Spurious mode suppression in high gain, highly efficient, crossed-field amplifiers

Until recently, the power gain of high power, injected-beam crossed-field amplifiers has been limited by regeneration effects and the inability to obtain adequate cold rf isolation across circuit severs. Both of these effects are caused by the propagation of rf energy in spurious waveguide modes; the so-called "fast-wave" modes characteristic of the two-conductor coaxial waveguide formed by the delay line, tube body surface and the insulated sole electrode. The coupling from the slow-wave mode to these spurious fast-wave modes occurs at the transitions between the waveguide couplers and the slow-wave structure and at the discontinuities caused by imperfections of the slow-wave structure itself.
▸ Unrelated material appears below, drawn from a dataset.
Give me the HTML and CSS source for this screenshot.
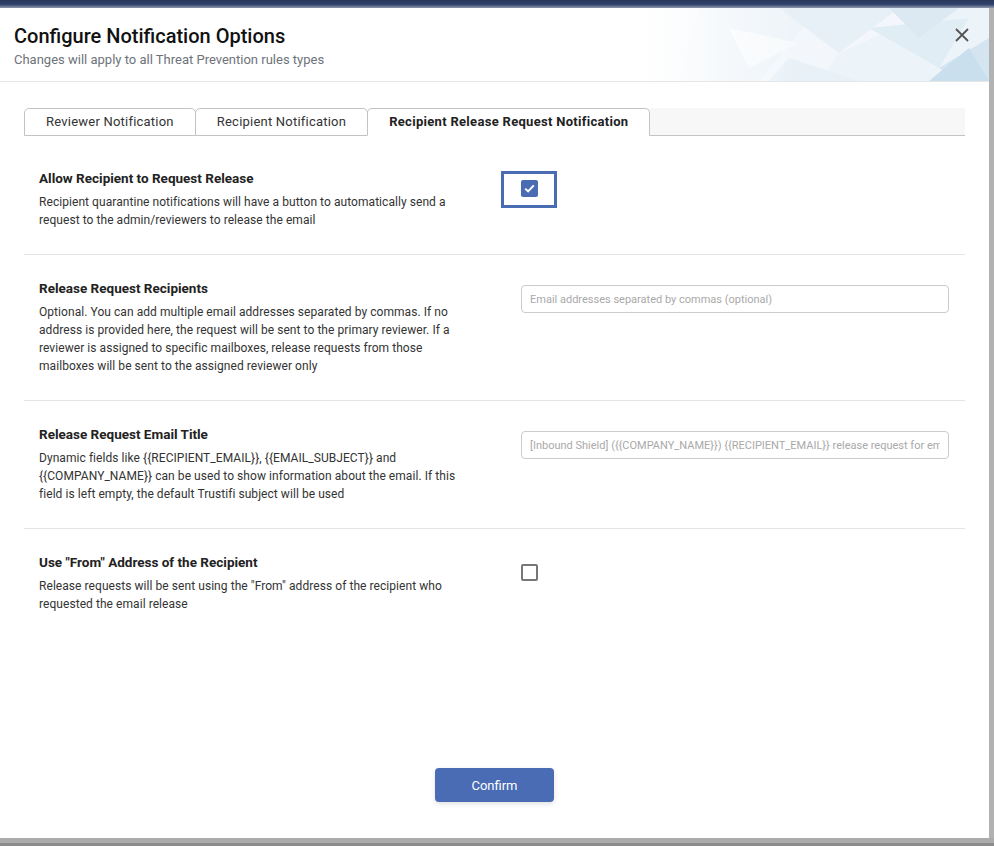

The spurious propagation occurs mainly in the principal TEM coaxial waveguide mode. It causes regeneration in the sections of the amplifier between circuit severs, regeneration due to rf coupling to the gun electrodes and traveling-wave instability due to rf feed-through across the circuit severs. These unwanted effects can be reduced by careful matching to the slow-wave structure and very uniform fabrication of the slow-wave structure. However, to realize the desired very high gain, additional suppression is necessary. It is shown that the judicious placement of rf lossy material can reduce the propagation of the spurious energy to the point where power gains of 30 db or greater may be realized. It is further shown that this technique can be employed in amplifiers producing several kilowatts of cw power with no heating or out-gassing of the rf lossy material. The placement of the loss and the techniques of construction to eliminate heating are discussed.